Chronic Intermittent Hypoxia Causes Lipid Peroxidation and Altered Phase 1 Drug Metabolizing Enzymes in the Neonatal Rat Liver

Abstract

Critically ill preterm neonates requiring oxygen therapy often experience frequent apneas with intermittent hypoxia (IH). IH-induced oxidative stress causes lipid peroxidation, which targets the liver and contributes to toxic drug reactions. We tested the hypothesis that incremental IH episodes induce oxidative damage in the neonatal liver and alter the expression of genes that regulate drug metabolism. Newborn rats were exposed to increasing IH episodes (12% O2) during hyperoxia (50% O2), or placed in room air (RA) until postnatal day 21 (P21) for recovery from IH (IHR). RA littermates served as controls, and pups exposed to 50% O2 served as hyperoxia controls. Hepatic histopathology, biomarkers of oxidative stress and oxidative DNA damage, antioxidants, and expression of genes that regulate drug metabolism were assessed. Oxidative stress and DNA damage, evidenced by 8-isoprostaglandin F2α (8-isoPGF2α) and 8-hydroxy-2'-deoxyguanosine (8-OH-dG), respectively, increased as a function of IH episodes, and was associated with decreased superoxide dismutase (SOD) and increased catalase activities.

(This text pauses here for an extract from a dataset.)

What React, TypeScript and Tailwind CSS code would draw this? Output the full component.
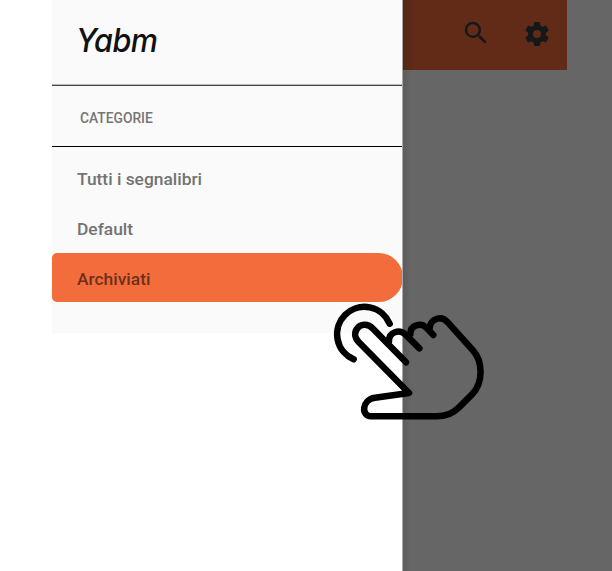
function HandPointer() {
  return (
    <svg className="absolute left-[320px] top-[240px]" width="180" height="190" viewBox="0 0 540 570" fill="none" stroke="#000" strokeWidth="19.5" strokeLinecap="round" strokeLinejoin="round">
      <path d="M101 358 A82 82 0 1 1 209 251" />
      <path d="M258 367 L159 266 C142 248 121 254 113 264 C102 276 103 292 116 306 L267 459 L165 473 C125 479 123 529 153 529 H350 Q390 529 417 502 L456 463 C490 429 490 365 458 330 L384 248 C362 223 331 238 329 264" />
      <path d="M207 304 C206 275 238 267 256 283 L298 325" />
      <path d="M271 282 C271 255 303 246 320 264 L340 285" />
    </svg>
  );
}

function Drawer() {
  return (
    <aside className="relative ml-[52px] h-[333px] w-[351px] shrink-0 bg-[#fafafa]">
      <header className="flex h-[84px] items-start pl-[24px] pt-[21px]">
        <h1 className="origin-left scale-x-[0.94] font-['Inter'] text-[32.5px] font-medium italic leading-[40px] tracking-[-0.6px] text-[#111] [font-feature-settings:'cv11']">Yabm</h1>
      </header>
      <div className="h-px bg-[#bbb]" />
      <div className="h-px bg-[#444]" />
      <h2 className="flex h-[60px] items-center pl-[28px] pt-[4px] text-[13.8px] font-medium text-[#757575]">CATEGORIE</h2>
      <div className="h-px bg-black" />
      <nav className="pt-[7px] text-[17.4px] font-medium text-[#737373]">
        <div className="flex h-[49px] items-center pl-[25px] pt-[2px]">Tutti i segnalibri</div>
        <div className="flex h-[50px] items-center pl-[25px] pt-[3px]">Default</div>
        <div className="flex h-[49px] items-center rounded-l-[5px] rounded-r-[25px] bg-[#f36d3c] pl-[25px] pt-[4px] text-[#6d301b]">Archiviati</div>
      </nav>
    </aside>
  );
}

export default function App() {
  return (
    <main className="relative flex h-[571px] w-[612px] overflow-hidden bg-white font-['Roboto',sans-serif]">
      <Drawer />
      <section className="relative h-full flex-1 bg-[#666] shadow-[-1px_0_0_#aaa]">
        <div className="flex h-[70px] w-[164px] bg-[linear-gradient(90deg,#552615_0,#622b18_12px)]">
          <svg className="ml-[58px] mt-[18px]" width="30" height="30" viewBox="0 0 24 24" fill="#151818">
            <path d="M15.5 14h-.79l-.28-.27A6.47 6.47 0 0 0 16 9.5 6.5 6.5 0 1 0 9.5 16c1.61 0 3.09-.59 4.23-1.57l.27.28v.79l5 4.99L20.49 19l-4.99-5zm-6 0C7.01 14 5 11.99 5 9.5S7.01 5 9.5 5 14 7.01 14 9.5 11.99 14 9.5 14z" />
          </svg>
          <svg className="ml-[31px] mt-[19px]" width="30" height="30" viewBox="0 0 24 24" fill="#151818">
            <path d="M19.14 12.94c.04-.3.06-.61.06-.94 0-.32-.02-.64-.07-.94l2.03-1.58a.49.49 0 0 0 .12-.61l-1.92-3.32a.49.49 0 0 0-.59-.22l-2.39.96c-.5-.38-1.03-.7-1.62-.94l-.36-2.54a.48.48 0 0 0-.48-.41h-3.84a.47.47 0 0 0-.47.41l-.36 2.54c-.59.24-1.13.57-1.62.94l-2.39-.96a.47.47 0 0 0-.59.22L2.74 8.87a.48.48 0 0 0 .12.61l2.03 1.58c-.05.3-.09.63-.09.94s.02.64.07.94l-2.03 1.58a.49.49 0 0 0-.12.61l1.92 3.32c.12.22.37.29.59.22l2.39-.96c.5.38 1.03.7 1.62.94l.36 2.54c.05.24.24.41.48.41h3.84c.24 0 .44-.17.47-.41l.36-2.54c.59-.24 1.13-.56 1.62-.94l2.39.96c.22.08.47 0 .59-.22l1.92-3.32a.47.47 0 0 0-.12-.61l-2.01-1.58zM12 15.2A3.2 3.2 0 1 1 12 8.8a3.2 3.2 0 0 1 0 6.4z" />
          </svg>
        </div>
        <div className="h-[501px] bg-[linear-gradient(90deg,#5d5d5d_0,#666_8px)]" />
      </section>
      <HandPointer />
    </main>
  );
}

Pathological changes including cellular swelling, steatosis, necrosis, and focal sinusoid congestion were seen in IH, but not in IHR. Similarly, IH was associated with upregulation of several genes involved in DNA repair, which were downregulated during IHR. Of the genes involved in drug metabolism, aldehyde dehydrogenases (involved in lipid peroxidation) and cytochrome P450 (CYP) genes of the 2C family (involved in oxidative stress) were robustly upregulated both in IH and in IHR. Hepatic oxidative stress and lipid peroxidation occurring in response to chronic IH have implications for preterm infants, and may explain, in part, the pharmacokinetic variations and drug toxicities in this vulnerable population.